TEI (Text Encoding Initiative) guidelines offer framework for encoding transcriptions with detailed metadata about document characteristics, editorial decisions, and structural features. TEI encoding preserves scholarly apparatus alongside transcription text.

Diplomatic versus normalized transcription involves choosing between reproducing historical spelling, punctuation, and abbreviations exactly (diplomatic) or modernizing for readability (normalized). Archives typically prefer diplomatic transcription preserving historical features.

Notation conventions mark uncertain readings [uncertain], illegible sections [illegible], and editorial additions [editor's note]. Consistent notation prevents confusion about what's in the original versus what transcribers added.

Choosing Appropriate Tools

Transkribus specializes in historical handwriting with ability to train custom models on specific document collections. For large homogeneous collections (thousands of pages in similar handwriting), custom training can achieve excellent results.

Handwriting OCR provides strong general historical handwriting recognition without requiring custom training. For diverse collections mixing multiple hands and time periods, the broadly-trained models handle variation better than narrowly-trained custom models.

Hybrid approaches combining automated OCR with human transcription work well for many projects. OCR produces draft transcriptions at sixty to eighty percent accuracy, which trained transcribers correct much faster than transcribing from scratch.

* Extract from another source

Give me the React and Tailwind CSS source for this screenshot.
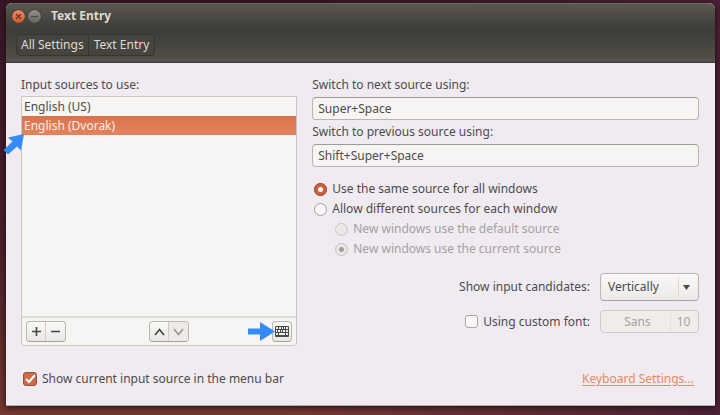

Crowdsourcing platforms like FromThePage or FamilySearch Indexing mobilize volunteer transcribers. Combining OCR drafts with crowdsourced correction can achieve impressive throughput for popular collections.

Project Planning and Management

Scope definition includes identifying which collections to transcribe, priority levels for different series or types of documents, and quality standards for different use cases. Not all documents need the same transcription quality.

Resource allocation balances OCR service costs, staff time for quality control, and timeline requirements. Typical academic archives might budget forty to eighty hours staff time per thousand pages processed including quality review.

Quality control processes define sampling rates for verification, acceptable error thresholds, and correction workflows. Archival projects typically aim for ninety-five percent or better accuracy after human review.

Metadata creation captures provenance, processing details, and transcription methodology. Future researchers need to understand how transcriptions were created to assess reliability.

Funding Historical Transcription Projects

NEH Digital Humanities grants support transcription projects with scholarly value. National Endowment for the Humanities funding has supported numerous historical document digitization and transcription initiatives.

Foundation grants from Mellon, Sloan, and other foundations support digital scholarship including transcription projects. Well-designed projects with clear scholarly impact attract foundation support.

Institutional resources from university libraries, archive budgets, or museum funds. Many institutions maintain digitization budgets that can support transcription components.

Crowdfunding for high-visibility collections can engage public interest. Popular historical collections sometimes attract donor support for digitization and transcription.

Long-Term Access and Preservation

Open standard formats ensure transcriptions remain accessible long-term. Plain text, XML/TEI, and PDF formats outlive proprietary formats dependent on specific software versions.

Persistent identifiers link transcriptions to original images and catalog records. DOIs or stable URLs prevent broken links as systems evolve.

Comprehensive metadata documents not just content but also creation methodology, quality control processes, and known limitations. This documentation supports appropriate use of transcriptions.

Migration planning prepares for technology evolution. As formats and systems change, archives must plan for migrating transcriptions to new platforms while maintaining accessibility.

Conclusion: Transcription at Archival Scale

Historical document transcription no longer requires choosing between accuracy and scale. Modern OCR combined with archival professional review enables transcription at volumes impossible with purely manual approaches while maintaining archival standards.

The key is designing workflows matching archival requirements, implementing appropriate quality control, securing adequate funding, and planning for long-term access. Archives implementing well-designed transcription programs dramatically improve research access to their collections while preserving scholarly standards appropriate for archival work.